The insurance industry is in a much more delicate political situation.

With bipartisan support for some types of insurance reform, the industry can’t risk losing its seat at the negotiating table by aggressively opposing a public plan option, which it claims will kill their industry.

But it may have gotten lucky. Opposition to a public plan is mounting from business, hospitals and other groups. So, insurers are able to support the fight without being at its vanguard.

“All the American people know about this bill is that it costs a lot of money and there’s a new government plan,” said a health industry official. “We can’t live with a public plan, but are we going to have to? [The public plan] is kind of dying under its own weight.”

Insurers have plenty of other issues to worry about.

The industry’s lobbying hard to protect its private Medicare Advantage programs from $150 billion in cuts while pushing for a mandate that everyone carry insurance. It’s also working to ensure that any insurance “exchanges” designed to help consumers buy insurance also work for insurers.

That doesn’t mean, though, that they’re not prepared to go to war, if it comes to that.

“The industry hopes that it doesn’t have to go negative. The industry is for health care reform, but it’s for health care reform done in a smart, effective, sustainable way,” said an insurance industry lobbyist.

The Chamber has taken a slightly different tack by being up-front about what would trigger a full-scale assault – including a public plan, or a mandate that companies provide insurance to workers or pay a fee to the government.

They are the first group to run ads against the public plan – with their chief lobbyist, Bruce Josten, calling it in a letter to top senators “a step in the wrong direction. . . . We do not believe that the government plan will be a fair competitor.”

A business industry insider said the “objective is to crush the bad bills and support the good bills.”

Still, business is trying to stay nimble and avoid getting boxed into a corner.
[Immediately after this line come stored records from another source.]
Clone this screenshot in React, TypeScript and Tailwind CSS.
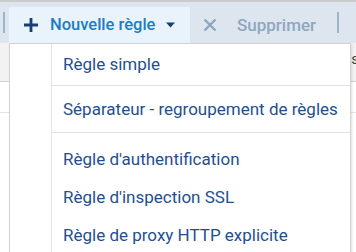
import React from "react";

export default function App() {
  const font = { fontFamily: "Roboto, 'Noto Sans', sans-serif" };
  return (
    <div className="relative w-[356px] h-[252px] overflow-hidden bg-white" style={font}>
      <div className="h-[2px] bg-[#cbcbcb]" />
      <div className="h-[41px] bg-[#dde6ef] flex items-end">
        <div className="ml-[3px] w-[2px] h-[21px] bg-[#9fb4ca] self-center" />
        <button className="ml-[4px] h-[36px] w-[181px] bg-[#e8f3fc] flex items-center pl-[14px] shrink-0">
          <svg width="16" height="16" viewBox="0 0 16 16" className="mr-[11px] shrink-0">
            <path d="M8 1v14M1 8h14" stroke="#173f73" strokeWidth="2.8" />
          </svg>
          <span className="text-[16.5px] leading-none font-medium text-[#1c7dc2] whitespace-nowrap">Nouvelle règle</span>
          <svg width="9" height="6" viewBox="0 0 9 6" className="ml-[11px] shrink-0">
            <path d="M0 0.5h9L4.5 5.5z" fill="#173f73" />
          </svg>
        </button>
        <div className="ml-[13px] h-[36px] flex items-center shrink-0">
          <svg width="14" height="14" viewBox="0 0 14 14" className="mr-[20px] shrink-0">
            <path d="M1.5 1.5l11 11M12.5 1.5l-11 11" stroke="#8fa4bd" strokeWidth="2.4" />
          </svg>
          <span className="text-[17px] leading-none font-medium text-[#90a6bf] whitespace-nowrap">Supprimer</span>
        </div>
        <div className="ml-[21px] w-[2px] h-[21px] bg-[#9fb4ca] self-center shrink-0" />
      </div>
      <div className="h-[39px] bg-[#f2f2f2] border-b border-[#d2d2d2] flex justify-end items-start pt-[9px]">
        <span className="text-[15px] leading-none text-[#444] mr-[-3px]">s</span>
      </div>
      <div className="h-[31px] border-b border-[#e6e6e6]" />

      <div className="absolute left-[9px] top-[43px] w-[342px] h-[215px] bg-white border border-[#d3d3d3] shadow-[1px_1px_2px_rgba(0,0,0,0.12)]">
        <div className="flex h-full">
          <div className="w-[42px] border-r border-[#e3e3e3]" />
          <div className="flex-1 text-[17px] leading-none text-[#1f4f8f] whitespace-nowrap">
            <div className="h-[42px] flex items-center pl-[11px] border-b border-[#e3e3e3]">Règle simple</div>
            <div className="h-[47px] flex items-center pl-[11px] border-b border-[#e3e3e3]">Séparateur - regroupement de règles</div>
            <div className="pt-[7px]">
              <div className="h-[38px] flex items-center pl-[11px]">Règle d'authentification</div>
              <div className="h-[38px] flex items-center pl-[11px]">Règle d'inspection SSL</div>
              <div className="h-[38px] flex items-center pl-[11px]">Règle de proxy HTTP explicite</div>
            </div>
          </div>
        </div>
      </div>
    </div>
  );
}
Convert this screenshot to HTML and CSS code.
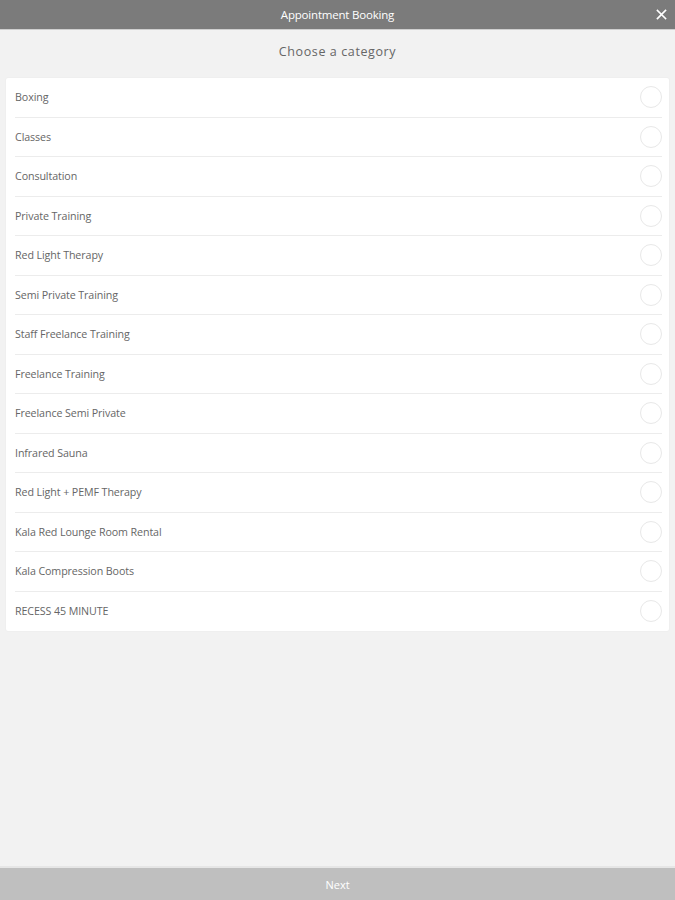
FILE: index.html
```html
<!DOCTYPE html>
<html>
<head>
<meta charset="utf-8">
<link rel="stylesheet" href="styles.css">
</head>
<body>
<div class="app">
  <header class="topbar">
    <span class="topbar-title">Appointment Booking</span>
    <svg class="close" width="11" height="11" viewBox="0 0 11 11"><path d="M1.5 1.5 L9.5 9.5 M9.5 1.5 L1.5 9.5" stroke="#fff" stroke-width="1.7" stroke-linecap="square"/></svg>
  </header>
  <h1 class="heading">Choose a category</h1>
  <ul class="list">
    <li class="row"><span>Boxing</span><i class="radio"></i></li>
    <li class="row"><span>Classes</span><i class="radio"></i></li>
    <li class="row"><span>Consultation</span><i class="radio"></i></li>
    <li class="row"><span>Private Training</span><i class="radio"></i></li>
    <li class="row"><span>Red Light Therapy</span><i class="radio"></i></li>
    <li class="row"><span>Semi Private Training</span><i class="radio"></i></li>
    <li class="row"><span>Staff Freelance Training</span><i class="radio"></i></li>
    <li class="row"><span>Freelance Training</span><i class="radio"></i></li>
    <li class="row"><span>Freelance Semi Private</span><i class="radio"></i></li>
    <li class="row"><span>Infrared Sauna</span><i class="radio"></i></li>
    <li class="row"><span>Red Light + PEMF Therapy</span><i class="radio"></i></li>
    <li class="row"><span>Kala Red Lounge Room Rental</span><i class="radio"></i></li>
    <li class="row"><span>Kala Compression Boots</span><i class="radio"></i></li>
    <li class="row"><span>RECESS 45 MINUTE</span><i class="radio"></i></li>
  </ul>
  <div class="spacer"></div>
  <footer class="footer">Next</footer>
</div>
</body>
</html>
```
FILE: styles.css
```css
html, body {
  margin: 0;
  padding: 0;
  background: #f2f2f2;
  font-family: "Open Sans", "Liberation Sans", sans-serif;
}
.app {
  height: 900px;
  display: flex;
  flex-direction: column;
}
.topbar {
  height: 30px;
  background: #7b7b7b;
  display: flex;
  align-items: center;
  justify-content: center;
  position: relative;
  border-bottom: 1px solid #cfcfcf;
  box-sizing: border-box;
}
.topbar-title {
  color: #fff;
  font-size: 11.5px;
  letter-spacing: -0.2px;
}
.close {
  position: absolute;
  right: 8px;
  top: 9px;
}
.heading {
  margin: 0;
  height: 48px;
  line-height: 44px;
  text-align: center;
  font-size: 12.5px;
  font-weight: normal;
  color: #666;
  letter-spacing: 0.6px;
}
.list {
  list-style: none;
  margin: 0 6px;
  padding: 0;
  background: #fff;
  border-radius: 2px;
  box-shadow: 0 0 2px rgba(0,0,0,0.06);
}
.row {
  height: 39.5px;
  margin: 0 7px 0 9px;
  display: flex;
  align-items: center;
  justify-content: space-between;
  border-bottom: 1px solid #ececec;
  box-sizing: border-box;
  font-size: 10.7px;
  color: #666;
  letter-spacing: -0.1px;
}
.row:last-child {
  border-bottom: none;
}
.radio {
  width: 22px;
  height: 22px;
  border: 1px solid #e8e8e8;
  border-radius: 50%;
  box-sizing: border-box;
}
.spacer {
  flex: 1;
}
.footer {
  height: 34px;
  background: #bfbfbf;
  border-top: 2px solid #e6e6e6;
  box-sizing: border-box;
  color: #fff;
  font-size: 11px;
  display: flex;
  align-items: center;
  justify-content: center;
}
```
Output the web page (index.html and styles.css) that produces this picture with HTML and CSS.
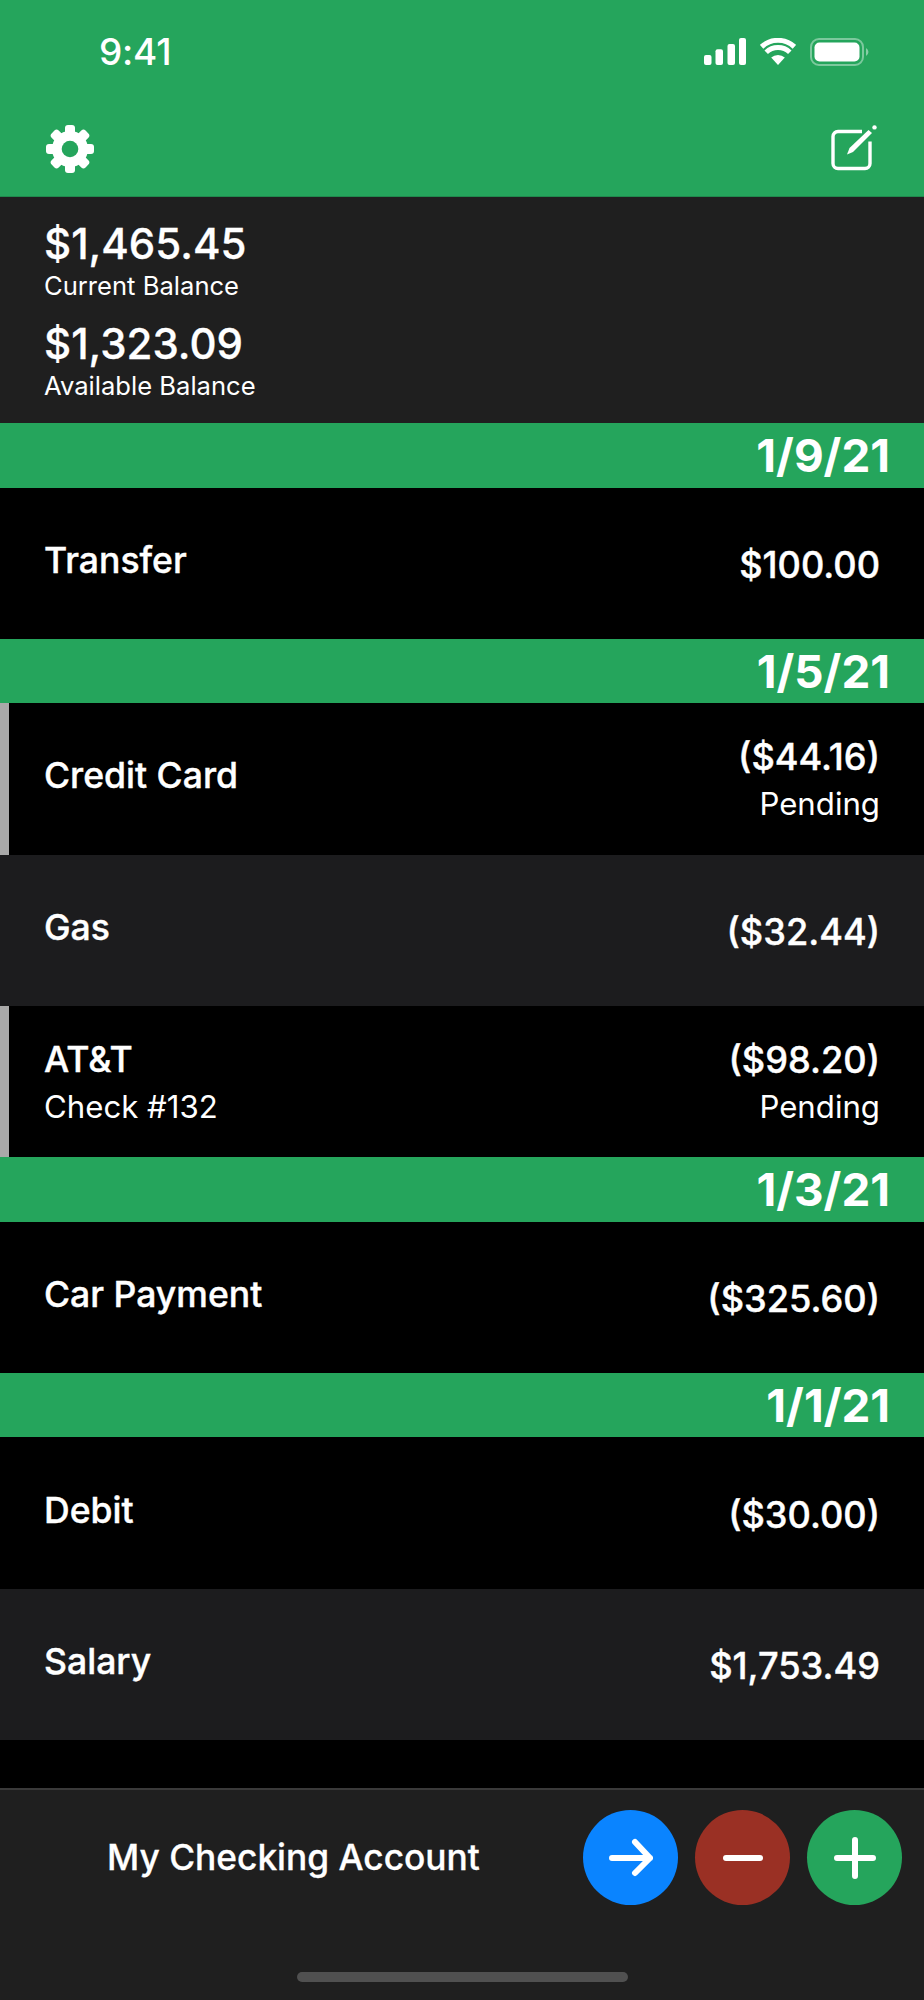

The chamber has leveled some of the toughest criticism so far, but it’s also not turning up the heat too high.

“Nobody wants to rain on the parade and say here’s the bright line and if you do this we will oppose the bill. And they don’t want to be viewed as predictable,” the insider said. “The last thing we would want to do is to go nuclear because then we just kill our chances of getting anything done.”

A veteran Republican lobbyist suggests that groups hang on as long as possible. The real deal making, he said, doesn’t happen until a House-Senate conference committee hashes out a final bill. And that’s when groups will have the most leverage.

“It’s tough to hold your fire until that point, it’s really hard, but the smart ones who do realize they get quite a bit of what they want if they play it smart,” the lobbyist said.

And if you still can’t get what you want? The lobbyist recommends, “Unleash whatever your ads are to try to kill the bill.”